=== SET TASK ===
In the material below, the lines containing the word "that" are required; copy each of them.

::::

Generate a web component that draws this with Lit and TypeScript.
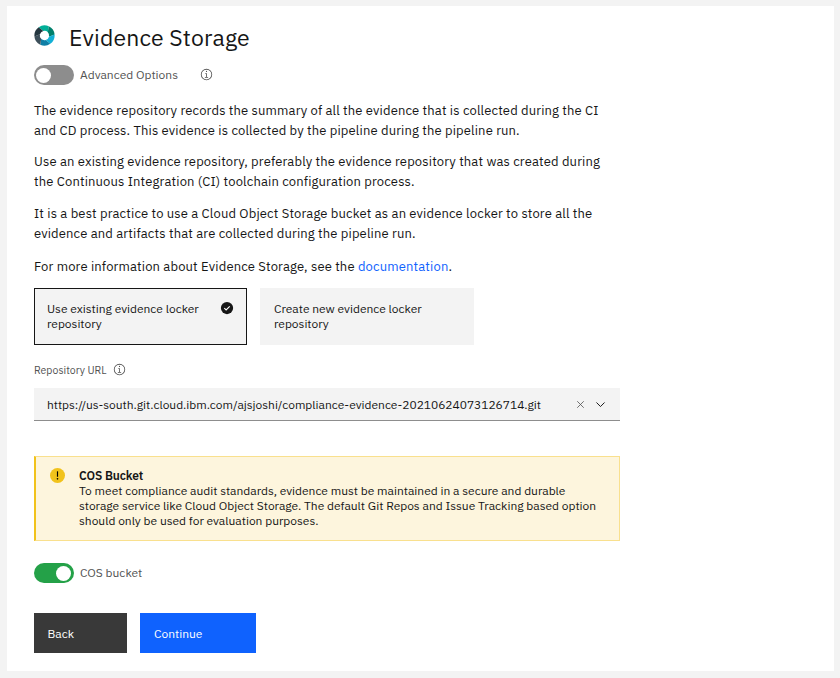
import { LitElement, html, css, svg } from "lit";
import { customElement, property, state } from "lit/decorators.js";
import { classMap } from "lit/directives/class-map.js";

const infoIcon = html`<svg class="info" viewBox="0 0 16 16" aria-hidden="true">
  <path d="M8.5 11V6.5h-2v1h1V11H6v1h4v-1zM8 3.5a.75.75 0 1 0 0 1.5.75.75 0 0 0 0-1.5z" />
  <path d="M8 15A7 7 0 1 1 8 1a7 7 0 0 1 0 14zM8 2a6 6 0 1 0 0 12A6 6 0 0 0 8 2z" />
</svg>`;

const ringColors = ["#00af98", "#00806c", "#12b0d6", "#0f7fa6", "#3d4f5a", "#24363f"];
const ringLogo = html`<svg class="logo" viewBox="0 0 22 22" aria-hidden="true">
  ${ringColors.map(
    (color, i) => svg`<path fill=${color} transform="rotate(${i * 60} 11 11)"
      d="M4.92 2.32A10.6 10.6 0 0 1 15.48 1.39L14.46 7.54A4.9 4.9 0 0 0 9.73 6.27Z" />`
  )}
</svg>`;

@customElement("toggle-switch")
class ToggleSwitch extends LitElement {
  @property({ type: Boolean }) on = false;
  @property() label = "";

  static styles = css`
    :host {
      display: flex;
      align-items: center;
      gap: 6px;
      height: 20px;
      color: #525252;
      font-size: 12px;
      line-height: 20px;
      letter-spacing: 0;
    }
    .track {
      display: flex;
      align-items: center;
      box-sizing: border-box;
      width: 40px;
      height: 20px;
      padding: 0 2px;
      border-radius: 10px;
      background: #8d8d8d;
    }
    .track.on {
      justify-content: flex-end;
      padding: 0 2.7px;
      background: #24a148;
    }
    .knob {
      width: 15px;
      height: 15px;
      border-radius: 50%;
      background: #fff;
    }
  `;

  render() {
    return html`<span class=${classMap({ track: true, on: this.on })} @click=${() => (this.on = !this.on)}>
        <span class="knob"></span>
      </span>
      <span>${this.label}</span>`;
  }
}

@customElement("app-root")
class AppRoot extends LitElement {
  @state() selected = 0;

  tiles = ["Use existing evidence locker repository", "Create new evidence locker repository"];

  static styles = css`
    :host {
      display: block;
      box-sizing: border-box;
      height: 678px;
      padding: 6px 6px 7px 7px;
      background: #f3f3f3;
      color: #161616;
      font-family: "IBM Plex Sans", Roboto, sans-serif;
      font-size: 12px;
      line-height: 15px;
      letter-spacing: -0.015px;
    }
    .card {
      box-sizing: border-box;
      height: 665px;
      padding: 15px 214px 0 27px;
      background: #fff;
    }
    header {
      display: flex;
      gap: 14px;
      height: 32px;
    }
    .logo {
      width: 21px;
      height: 21px;
      margin-top: 3.5px;
    }
    h1 {
      margin: 0;
      font-size: 23px;
      font-weight: 400;
      line-height: 32px;
      letter-spacing: 0.15px;
    }
    .advanced {
      display: flex;
      align-items: center;
      gap: 22.3px;
      margin-top: 12px;
    }
    .info {
      display: block;
      width: 13px;
      height: 13px;
      fill: #525252;
    }
    .advanced .info {
      margin-bottom: 1px;
    }
    .intro {
      display: grid;
      gap: 11px;
      margin-top: 16px;
      font-size: 13px;
      line-height: 20px;
      letter-spacing: 0.147px;
      white-space: nowrap;
    }
    .intro p {
      margin: 0;
    }
    .intro p:nth-child(n + 3) {
      margin-top: 1px;
    }
    .intro p:last-child {
      margin-top: 2px;
    }
    a {
      color: #0f62fe;
      text-decoration: none;
    }
    .tiles {
      display: flex;
      gap: 13px;
      margin-top: 11px;
    }
    .tile {
      display: flex;
      justify-content: space-between;
      box-sizing: border-box;
      width: 213px;
      height: 57px;
      padding: 12px;
      border: 1px solid #f3f3f3;
      background: #f3f3f3;
    }
    .tile + .tile {
      width: 214px;
      padding-left: 13px;
    }
    .tile.selected {
      border-color: #161616;
    }
    .tile span {
      width: 160px;
    }
    .check {
      width: 14px;
      height: 14px;
    }
    .field-label {
      display: flex;
      align-items: center;
      gap: 6.4px;
      height: 14px;
      margin: 18px 0 11px;
      color: #525252;
      font-size: 10.5px;
      letter-spacing: 0.02px;
    }
    .field-label .info {
      margin-bottom: 1px;
    }
    .select {
      display: flex;
      align-items: center;
      box-sizing: border-box;
      height: 33px;
      padding: 0 13px;
      border-bottom: 1px solid #8d8d8d;
      background: #f3f3f3;
    }
    .url {
      flex: 1;
      letter-spacing: -0.02px;
    }
    .clear,
    .chevron {
      width: 13px;
      height: 13px;
      fill: none;
      stroke: #525252;
    }
    .clear {
      margin-right: 7px;
    }
    .chevron {
      stroke: #161616;
    }
    .notice {
      display: flex;
      gap: 14px;
      box-sizing: border-box;
      height: 85px;
      margin: 35px 0 22px;
      padding: 11px 13px 11px 14px;
      border: 1px solid #f9e08e;
      border-left: 2px solid #f1c21b;
      background: #fdf5dd;
    }
    .warning {
      flex: none;
      width: 15px;
      height: 15px;
    }
    .notice div {
      flex: 1;
      white-space: nowrap;
    }
    strong {
      display: block;
      font-weight: 600;
      letter-spacing: -0.08px;
    }
    .actions {
      display: flex;
      gap: 13px;
      margin-top: 30px;
    }
    button {
      width: 93px;
      height: 40px;
      padding: 0 13.5px;
      border: 0;
      background: #393939;
      color: #fff;
      font: inherit;
      letter-spacing: inherit;
      text-align: left;
    }
    .primary {
      width: 116px;
      padding-left: 14px;
      background: #0f62fe;
    }
  `;

  render() {
    return html`<main class="card">
      <header>${ringLogo}<h1>Evidence Storage</h1></header>
      <div class="advanced"><toggle-switch label="Advanced Options"></toggle-switch>${infoIcon}</div>
      <section class="intro">
        <p>The evidence repository records the summary of all the evidence that is collected during the CI<br />and CD process. This evidence is collected by the pipeline during the pipeline run.</p>
        <p>Use an existing evidence repository, preferably the evidence repository that was created during<br />the Continuous Integration (CI) toolchain configuration process.</p>
        <p>It is a best practice to use a Cloud Object Storage bucket as an evidence locker to store all the<br />evidence and artifacts that are collected during the pipeline run.</p>
        <p>For more information about Evidence Storage, see the <a>documentation</a>.</p>
      </section>
      <div class="tiles">
        ${this.tiles.map(
          (text, i) => html`<div class=${classMap({ tile: true, selected: i === this.selected })} @click=${() => (this.selected = i)}>
            <span>${text}</span>
            ${i === this.selected
              ? html`<svg class="check" viewBox="0 0 16 16" aria-hidden="true">
                  <circle cx="8" cy="8" r="7" fill="#161616" />
                  <path d="M4.9 8.1 7 10.2l4.1-4.1" fill="none" stroke="#fff" stroke-width="1.3" />
                </svg>`
              : ""}
          </div>`
        )}
      </div>
      <div class="field-label"><span>Repository URL</span>${infoIcon}</div>
      <div class="select">
        <span class="url">https://us-south.git.cloud.ibm.com/ajsjoshi/compliance-evidence-20210624073126714.git</span>
        <svg class="clear" viewBox="0 0 16 16" aria-hidden="true"><path d="m4 4 8 8m0-8-8 8" /></svg>
        <svg class="chevron" viewBox="0 0 16 16" aria-hidden="true"><path d="m3 5.5 5 5 5-5" stroke-width="1.2" /></svg>
      </div>
      <section class="notice">
        <svg class="warning" viewBox="0 0 18 18" aria-hidden="true">
          <circle cx="9" cy="9" r="9" fill="#f1c21b" />
          <path d="M8.3 4h1.4v6.5H8.3z" />
          <circle cx="9" cy="13" r="1" />
        </svg>
        <div>
          <strong>COS Bucket</strong>
          To meet compliance audit standards, evidence must be maintained in a secure and durable<br />storage service like Cloud Object Storage. The default Git Repos and Issue Tracking based option<br />should only be used for evaluation purposes.
        </div>
      </section>
      <toggle-switch on label="COS bucket"></toggle-switch>
      <div class="actions"><button>Back</button><button class="primary">Continue</button></div>
    </main>`;
  }
}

::::

=== OUTPUT ===
Generate a web component that draws this with Lit and TypeScript.
        <p>The evidence repository records the summary of all the evidence that is collected during the CI<br />and CD process. This evidence is collected by the pipeline during the pipeline run.</p>
        <p>Use an existing evidence repository, preferably the evidence repository that was created during<br />the Continuous Integration (CI) toolchain configuration process.</p>
        <p>It is a best practice to use a Cloud Object Storage bucket as an evidence locker to store all the<br />evidence and artifacts that are collected during the pipeline run.</p>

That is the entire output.